Even now, when hard spring wind unclothes
the cherries in town and crabapples thicken
the night air, I feel the blunt rim of the discus
on my fingers, the cool rim of the pint on my lips.
And I think, as yet another April whiles itself
away in war,

how the pavements of Baghdad must go pink,
spattered with the petals of peaches and plums,
when the car bombs burst. How blossoms
soften exploded concrete and bone.

-Robert Michael Pyle

Reading at Edmonds Bookshop, tonight!


This evening at Edmonds Bookshop, at 6:30, I will be reading with four other northwest poets (click here to see the list), including my friend, Bellingham poet Jennifer Bullis.

This morning, sitting in bright sunlight under a row of (I think) Acacia trees, I reread Jennifer’s book Impossible Lessons (see a review, here), and tried to choose just one to share. It is a rich book — mythology, horses, babies, birds — and I happily recommend the whole of it to you. But here, just in case you have any questions, her poem, “The Answer.”


After the windstorm, a pileated woodpecker
works the dead trunk of a newly leaning maple.

He pulls his scarlet-crested head back
the full length of his black and white body

with each pounding stroke of his beak,
scattering moss, bark, bits of rotted wood

on the forest floor.
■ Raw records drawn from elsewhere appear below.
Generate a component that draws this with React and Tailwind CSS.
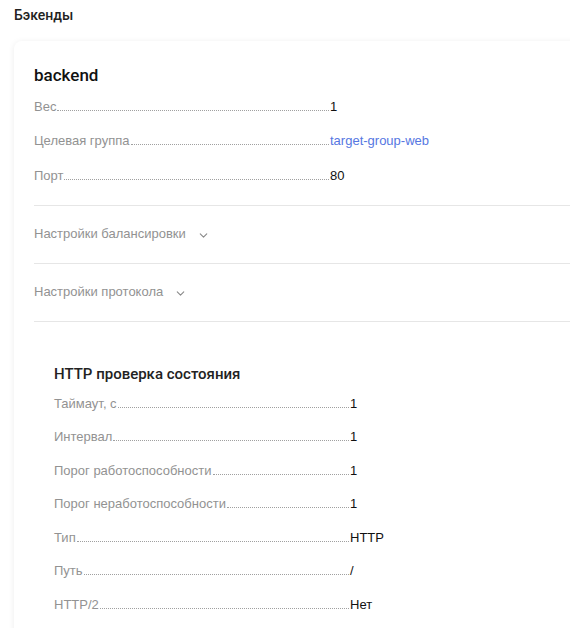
import { ChevronDown } from 'lucide-react'

const MAIN = [
  { label: 'Вес', value: '1' },
  { label: 'Целевая группа', value: 'target-group-web', link: true },
  { label: 'Порт', value: '80' },
]

const CHECK = [
  { label: 'Таймаут, с', value: '1' },
  { label: 'Интервал', value: '1' },
  { label: 'Порог работоспособности', value: '1' },
  { label: 'Порог неработоспособности', value: '1' },
  { label: 'Тип', value: 'HTTP' },
  { label: 'Путь', value: '/' },
  { label: 'HTTP/2', value: 'Нет' },
]

function Row({ label, value, link, h }) {
  return (
    <div className={`flex items-center ${h}`}>
      <div className="flex w-[296px] items-baseline">
        <span className="text-[#929292]">{label}</span>
        <span className="mx-[1px] flex-1 border-b border-dotted border-[#a0a0a0]" />
      </div>
      <span className={link ? 'text-[#5677e2]' : 'text-[#111]'}>{value}</span>
    </div>
  )
}

function Toggle({ title }) {
  return (
    <div className="flex h-[58px] items-center gap-[11px] border-b border-[#e6e6e6] text-[#929292]">
      <span>{title}</span>
      <ChevronDown size={13} strokeWidth={2} className="mt-[3px] text-[#8a8a8a]" />
    </div>
  )
}

export default function App() {
  return (
    <div className="h-[628px] w-[570px] overflow-hidden bg-white text-[13px] text-[#111] [font-family:'Liberation_Sans',Arial,sans-serif]">
      <div className="px-[14px] pt-[5px] text-[14px] font-medium leading-[20px] text-[#222] [font-family:Roboto,sans-serif]">Бэкенды</div>

      <div className="ml-[14px] mt-[16px] w-[620px] rounded-[8px] bg-white pl-[20px] pt-[22px] pb-[40px] shadow-[0_1px_6px_rgba(0,0,0,0.08)]">
        <h2 className="text-[17px] font-medium leading-[24px] text-[#111] [font-family:Roboto,sans-serif]">backend</h2>
        <div className="pt-[2px] pb-[12px]">
          {MAIN.map(r => <Row key={r.label} {...r} h="h-[34.5px]" />)}
        </div>

        <div className="border-t border-[#e6e6e6]">
          <Toggle title="Настройки балансировки" />
          <Toggle title="Настройки протокола" />
        </div>

        <div className="pl-[20px] pt-[41px]">
          <h3 className="text-[15px] font-medium leading-[22px] text-[#222] [font-family:Roboto,sans-serif]">HTTP проверка состояния</h3>
          <div className="pt-[2px]">
            {CHECK.map(r => <Row key={r.label} {...r} h="h-[33.5px]" />)}
          </div>
        </div>
      </div>
    </div>
  )
}
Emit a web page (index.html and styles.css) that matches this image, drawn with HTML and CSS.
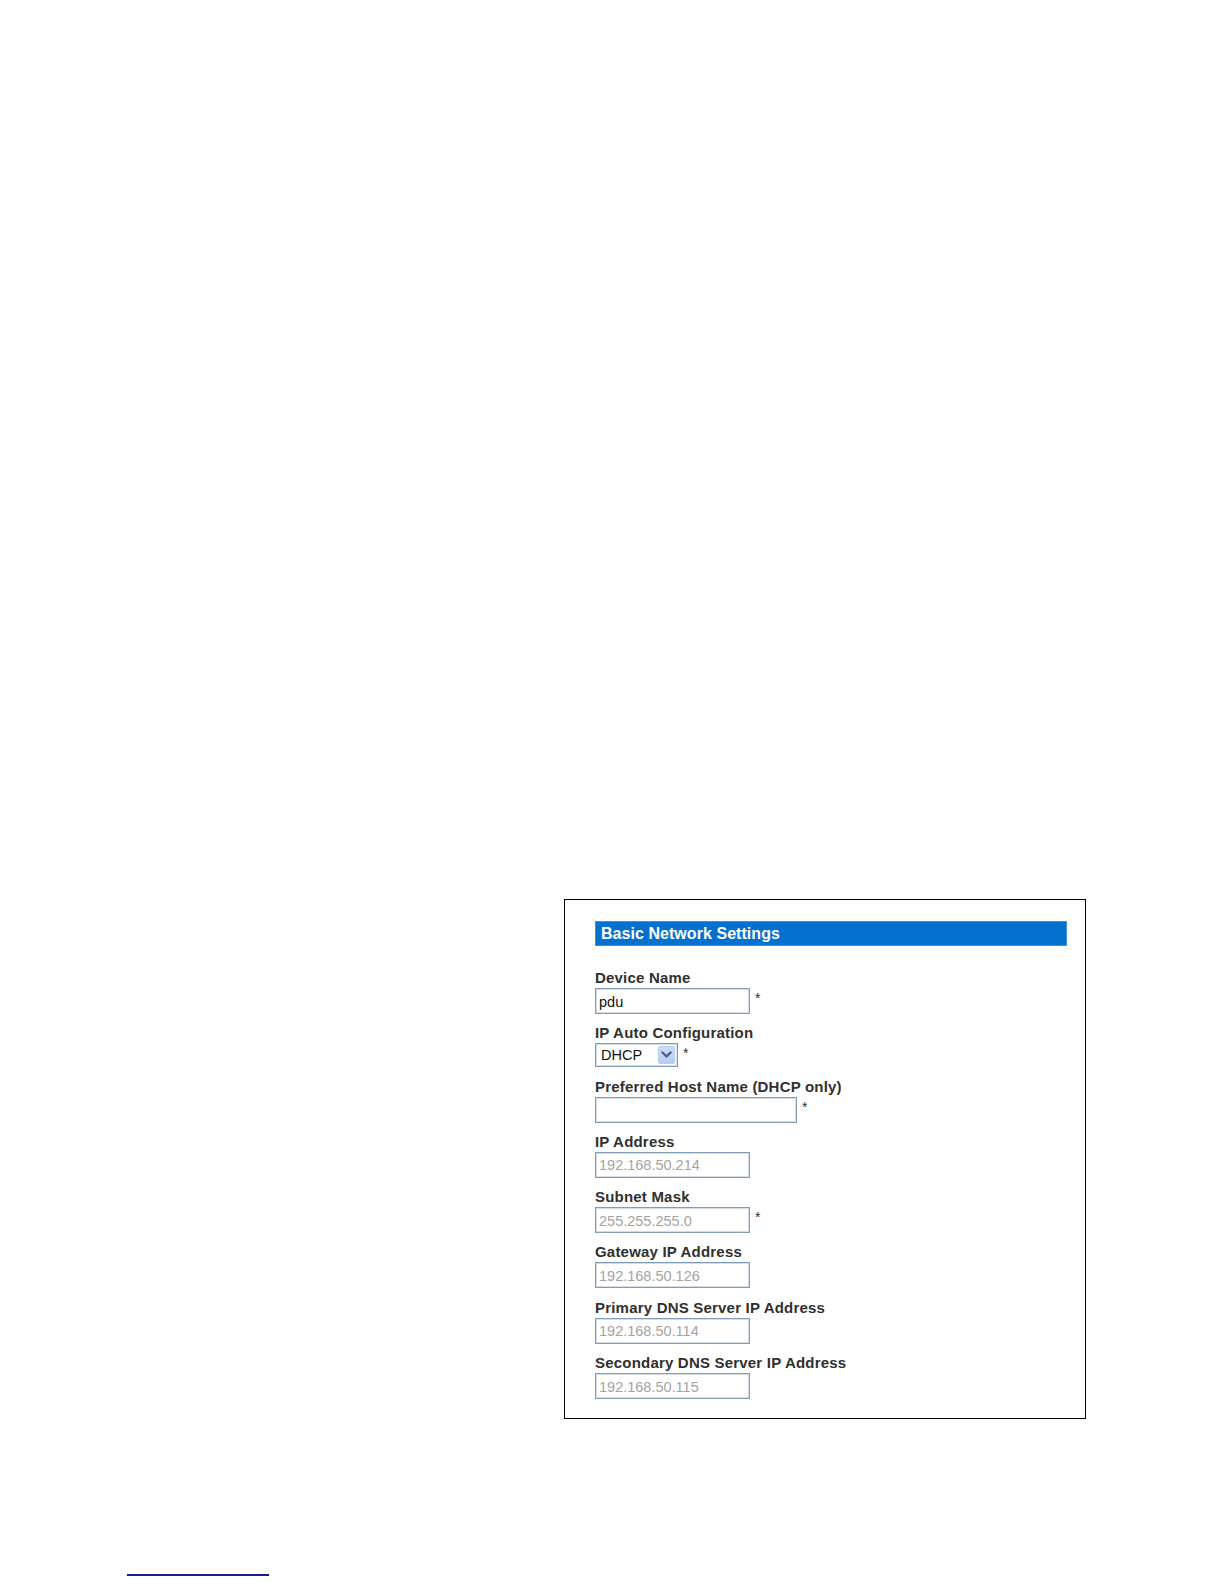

I want to know
why his head is shaped like an anvil

and why he is fated to hammer
for his food. I want to know why

this particular maple snag has lost its footing
among so many of its neighbors.

I crave a sound rationale as to how
this one, of all of them, was singled out

by the beetles and fungi that killed it
in the first place. But I learn nothing

except by the woodpecker’s breaking off
his analysis of the tree and flashing past

all my questioning, the red crest of his head
a sweet and vivid and impossible lesson.